Do not include the pictures; repeat the rest of the data exactly.

» Dataset content:
** Start **

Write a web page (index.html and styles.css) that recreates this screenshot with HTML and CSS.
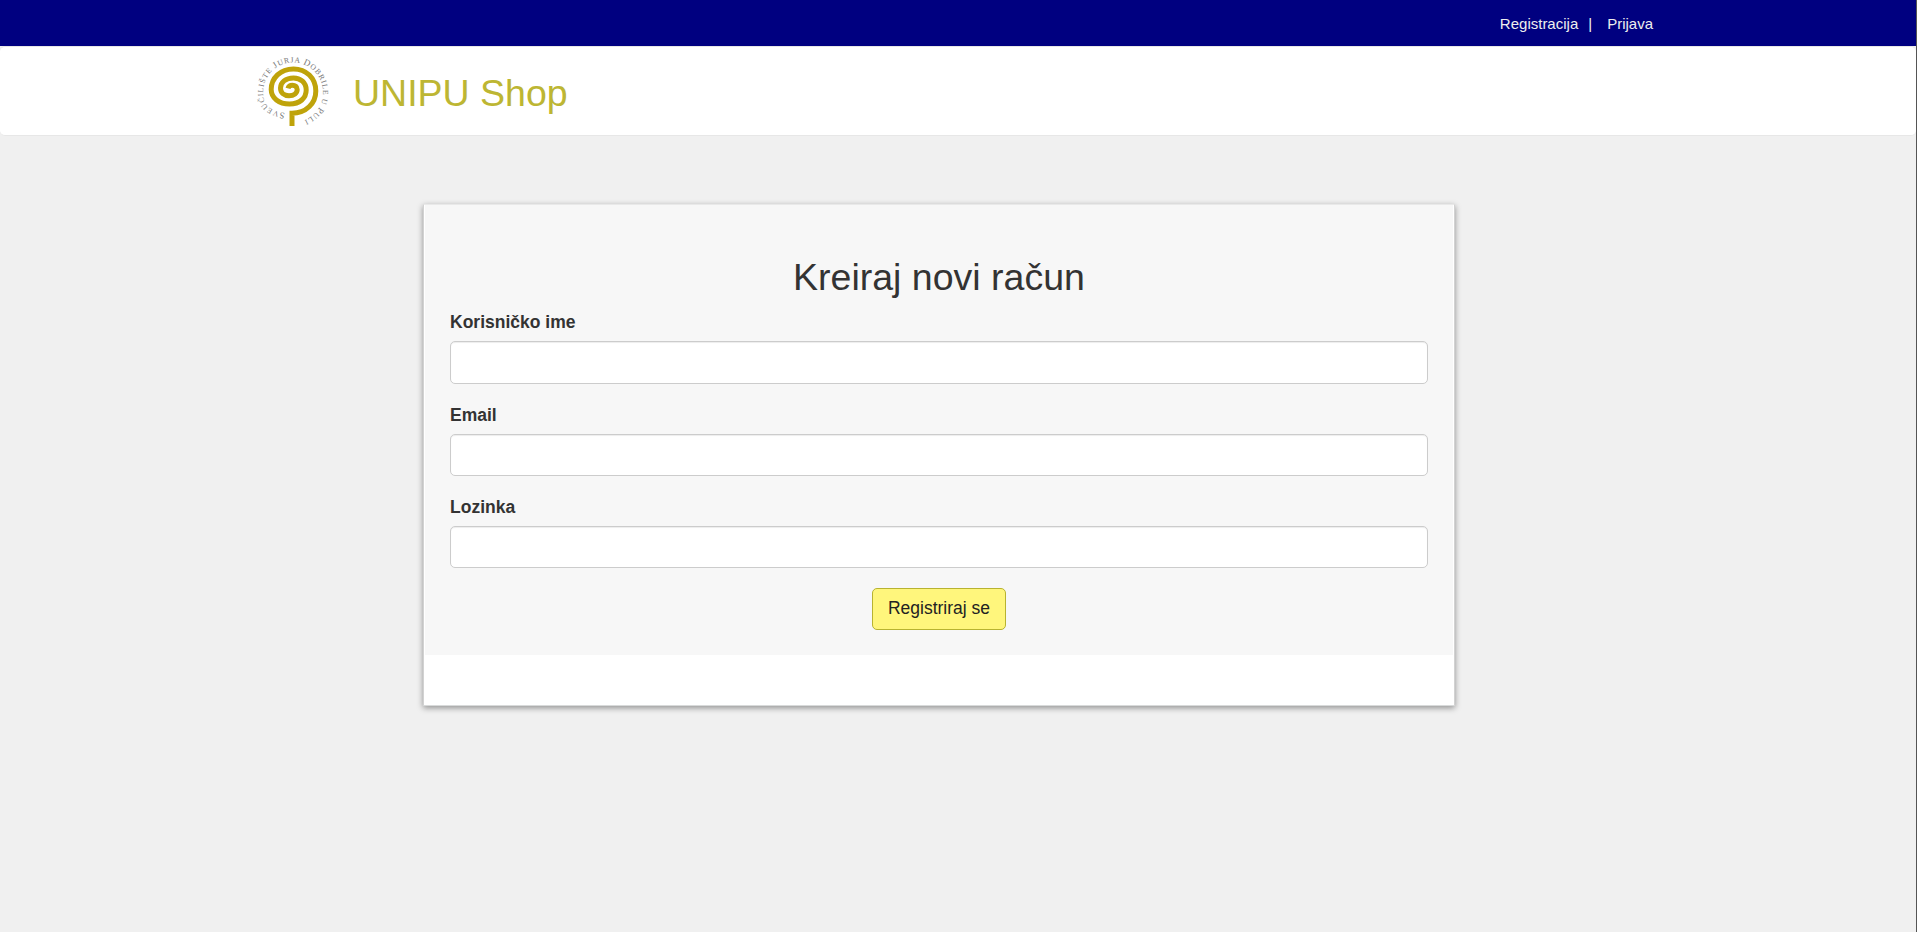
FILE: index.html
```html
<!DOCTYPE html>
<html lang="hr">
<head>
<meta charset="utf-8">
<title>UNIPU Shop</title>
<link rel="stylesheet" href="styles.css">
</head>
<body>
<div class="page">
  <div class="topbar">
    <a href="#">Registracija</a><span class="divider">|</span><a href="#">Prijava</a>
  </div>
  <header class="navbar">
    <svg class="logo" viewBox="0 0 80 80" aria-hidden="true">
      <defs><path id="ring" d="M33 65Q18 63 12.800 54.500A30 30 0 1 1 48.500 73.500"/></defs>
      <path class="spiral" d="M40 78V65.200C54 65.200 63.800 55.500 63.800 43C63.800 30 54 20.900 41.500 20.900C28.500 20.900 19.200 30 19.200 41.500C19.200 50 27 56 37.500 56C48 56 54.200 50 54.200 42C54.200 34.500 48.500 29.900 41.500 29.900C33.500 29.900 28.500 34.500 28.500 40C28.500 44.800 32 47.700 37 47.700C42 47.700 45.200 45 45.200 41.500C45.200 38.500 43 37.300 40.500 37.300C38 37.300 36.500 38.500 36 40.300"/>
      <text class="motto"><textPath href="#ring" textLength="163" lengthAdjust="spacing"><tspan class="cap">S</tspan>VEUČILIŠTE <tspan class="cap">J</tspan>URJA <tspan class="cap">D</tspan>OBRILE U <tspan class="cap">P</tspan>ULI</textPath></text>
    </svg>
    <a class="brand" href="#">UNIPU Shop</a>
  </header>
  <main class="card">
    <form class="form">
      <h2>Kreiraj novi račun</h2>
      <label for="user">Korisničko ime</label>
      <input id="user" type="text">
      <label for="email">Email</label>
      <input id="email" type="email">
      <label for="pass">Lozinka</label>
      <input id="pass" type="password">
      <button type="button">Registriraj se</button>
    </form>
  </main>
</div>
</body>
</html>
```
FILE: styles.css
```css
* { box-sizing: border-box; }
body {
  margin: 0;
  background: #f0f0f0;
  color: #333;
  font-family: "Liberation Sans", Arial, sans-serif;
  font-size: 17.5px;
}
a { color: inherit; text-decoration: none; }
.page { min-height: 932px; border-right: 1px solid #555; }
.topbar {
  display: flex;
  justify-content: flex-end;
  height: 46px;
  padding: 15px 263px 0 0;
  background: #000080;
  color: #eee;
  font-size: 15px;
  line-height: 18px;
}
.divider { margin: 0 15px 0 10px; }
.navbar {
  display: flex;
  height: 90px;
  padding-left: 252px;
  background: #fff;
  border: 1px solid #e7e7e7;
  border-left: 0;
  border-right: 0;
  border-radius: 5px;
}
.logo { width: 80px; height: 80px; margin-top: 1px; overflow: visible; }
.spiral { fill: none; stroke: #bfa30a; stroke-width: 5; }
.motto { fill: #777; font-family: "Liberation Serif", serif; font-size: 7.7px; }
.cap { font-size: 9px; }
.brand { margin: 25px 0 0 21px; color: #bdb633; font-size: 37.5px; line-height: 43px; }
.card {
  width: 1032px;
  height: 502px;
  margin: 68px 0 0 423px;
  padding: 0 1px;
  background: #fff;
  border: 1px solid #d2d2d2;
  border-top-color: #e9e9e9;
  border-bottom-color: #d8dada;
  box-shadow: 0 2px 6px rgba(0, 0, 0, .4);
}
.form {
  display: flex;
  flex-direction: column;
  height: 450px;
  padding: 51.4px 25px 0;
  background: #f7f7f7;
}
h2 { margin: 0 0 12px; font-size: 37.5px; font-weight: 400; line-height: 42px; text-align: center; }
label { margin-bottom: 6px; font-weight: 700; line-height: 25px; }
input {
  height: 42.5px;
  margin-bottom: 18.75px;
  padding: 7px 15px;
  border: 1px solid #ccc;
  border-radius: 5px;
  background: #fff;
  box-shadow: inset 0 1px 1px rgba(0, 0, 0, .075);
}
button {
  align-self: center;
  width: 134px;
  height: 42px;
  margin-top: .75px;
  padding: 0;
  border: 1px solid #b8b330;
  border-radius: 5px;
  background: #fff67c;
  color: #222;
  font: 17.5px "Liberation Sans", Arial, sans-serif;
}
```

** End **

» Finished exercise:
Write a web page (index.html and styles.css) that recreates this screenshot with HTML and CSS.
FILE: index.html
```html
<!DOCTYPE html>
<html lang="hr">
<head>
<meta charset="utf-8">
<title>UNIPU Shop</title>
<link rel="stylesheet" href="styles.css">
</head>
<body>
<div class="page">
  <div class="topbar">
    <a href="#">Registracija</a><span class="divider">|</span><a href="#">Prijava</a>
  </div>
  <header class="navbar">
    <svg class="logo" viewBox="0 0 80 80" aria-hidden="true">
      <defs><path id="ring" d="M33 65Q18 63 12.800 54.500A30 30 0 1 1 48.500 73.500"/></defs>
      <path class="spiral" d="M40 78V65.200C54 65.200 63.800 55.500 63.800 43C63.800 30 54 20.900 41.500 20.900C28.500 20.900 19.200 30 19.200 41.500C19.200 50 27 56 37.500 56C48 56 54.200 50 54.200 42C54.200 34.500 48.500 29.900 41.500 29.900C33.500 29.900 28.500 34.500 28.500 40C28.500 44.800 32 47.700 37 47.700C42 47.700 45.200 45 45.200 41.500C45.200 38.500 43 37.300 40.500 37.300C38 37.300 36.500 38.500 36 40.300"/>
      <text class="motto"><textPath href="#ring" textLength="163" lengthAdjust="spacing"><tspan class="cap">S</tspan>VEUČILIŠTE <tspan class="cap">J</tspan>URJA <tspan class="cap">D</tspan>OBRILE U <tspan class="cap">P</tspan>ULI</textPath></text>
    </svg>
    <a class="brand" href="#">UNIPU Shop</a>
  </header>
  <main class="card">
    <form class="form">
      <h2>Kreiraj novi račun</h2>
      <label for="user">Korisničko ime</label>
      <input id="user" type="text">
      <label for="email">Email</label>
      <input id="email" type="email">
      <label for="pass">Lozinka</label>
      <input id="pass" type="password">
      <button type="button">Registriraj se</button>
    </form>
  </main>
</div>
</body>
</html>
```
FILE: styles.css
```css
* { box-sizing: border-box; }
body {
  margin: 0;
  background: #f0f0f0;
  color: #333;
  font-family: "Liberation Sans", Arial, sans-serif;
  font-size: 17.5px;
}
a { color: inherit; text-decoration: none; }
.page { min-height: 932px; border-right: 1px solid #555; }
.topbar {
  display: flex;
  justify-content: flex-end;
  height: 46px;
  padding: 15px 263px 0 0;
  background: #000080;
  color: #eee;
  font-size: 15px;
  line-height: 18px;
}
.divider { margin: 0 15px 0 10px; }
.navbar {
  display: flex;
  height: 90px;
  padding-left: 252px;
  background: #fff;
  border: 1px solid #e7e7e7;
  border-left: 0;
  border-right: 0;
  border-radius: 5px;
}
.logo { width: 80px; height: 80px; margin-top: 1px; overflow: visible; }
.spiral { fill: none; stroke: #bfa30a; stroke-width: 5; }
.motto { fill: #777; font-family: "Liberation Serif", serif; font-size: 7.7px; }
.cap { font-size: 9px; }
.brand { margin: 25px 0 0 21px; color: #bdb633; font-size: 37.5px; line-height: 43px; }
.card {
  width: 1032px;
  height: 502px;
  margin: 68px 0 0 423px;
  padding: 0 1px;
  background: #fff;
  border: 1px solid #d2d2d2;
  border-top-color: #e9e9e9;
  border-bottom-color: #d8dada;
  box-shadow: 0 2px 6px rgba(0, 0, 0, .4);
}
.form {
  display: flex;
  flex-direction: column;
  height: 450px;
  padding: 51.4px 25px 0;
  background: #f7f7f7;
}
h2 { margin: 0 0 12px; font-size: 37.5px; font-weight: 400; line-height: 42px; text-align: center; }
label { margin-bottom: 6px; font-weight: 700; line-height: 25px; }
input {
  height: 42.5px;
  margin-bottom: 18.75px;
  padding: 7px 15px;
  border: 1px solid #ccc;
  border-radius: 5px;
  background: #fff;
  box-shadow: inset 0 1px 1px rgba(0, 0, 0, .075);
}
button {
  align-self: center;
  width: 134px;
  height: 42px;
  margin-top: .75px;
  padding: 0;
  border: 1px solid #b8b330;
  border-radius: 5px;
  background: #fff67c;
  color: #222;
  font: 17.5px "Liberation Sans", Arial, sans-serif;
}
```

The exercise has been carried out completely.